“The more healthy relationships a child has, the more likely he will be to recover from trauma and thrive. Relationships are the agents of change and the most powerful therapy…”Bruce Perry, Child Psychiatrist, The Boy Who Was Raised as a Dog, 2007
It is the relationship between the individual and the therapist which is central to the therapeutic process and any change or development as a result of counselling or therapy. Most emotional, social or psychological struggles become manifest in relationships with other people and often have their roots in earlier experiences. For this reason, it is only in relationship with a thoughtful other that these issues can find a resolution.
All the available research and evidence shows that children and young people who, for whatever reason, struggle to self-regulate emotional states, only learn to do this if they have experience of an empathetic, co-regulating adult in a safe environment.
“It is within [the client-therapist] relationship that there can be new opportunities for dealing with old conflicts, for recovering what had been lost, for finding what had been missing in earlier relationships.”Patrick Casement, Psychoanalyst, On Learning from the Patient, 1985
Casement is referring to what therapists and counsellors often call “transference”. It is certainly true that children or young people will have expectations of the therapist which are likely to be based on their experiences with other key adults in their lives. How they interact with or behave towards the therapist can reveal something of these expectations and experiences. This presents an opportunity, because, as perhaps my favourite child psychotherapist, D.W Winnicott, explains:
‘…by understanding, shown by the use of language, the analyst holds physically in the past, that is, at the time of the need to be held, when love meant physical care and adaptation’.D.W Winnicott, Child Psychotherapist, Human Nature 1988
However, as important, if not more so, as the transference relationship is what Petruska Clarkson, in The Therapeutic Relationship (1995) calls ‘the person-to-person or real relationship’. The relationship a client has with his or her therapist is not exclusively an unconscious replay of earlier relationships but is a brand-new relationship between two human beings.
For therapy to be effective, the client has to experience the real compassion, empathy and understanding of another person. From my own experience with different therapists, a genuine attempt to understand, even if not completely successful, is more helpful than a response which feels “off the peg”. Many would argue that counselling or therapy provides a ‘corrective emotional experience’, if this is true, and I think it is, this must be because it gives someone an experience of a different type of relationship.

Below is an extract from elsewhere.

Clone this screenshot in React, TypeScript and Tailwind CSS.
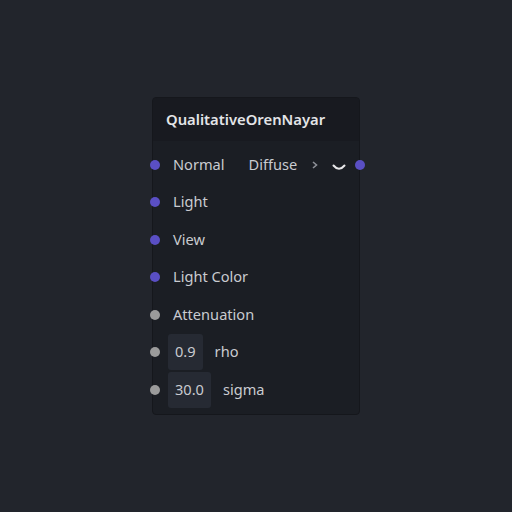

Surely, it must therefore follow, that this relationship has to be “real”. And this is true irrespective of the counsellor or therapist’s modality or way of working.
I have focused here on the importance of the relationships between therapists and the children or young people they see, and it is a very particular type of relationship, but therapy is not a panacea and the relationships children or young people, who have experienced difficulties, have with other people in their lives are even more important.
No doubt I will return to this topic in future posts, because as Bruce Perry says above: “Relationships are the agents of change.”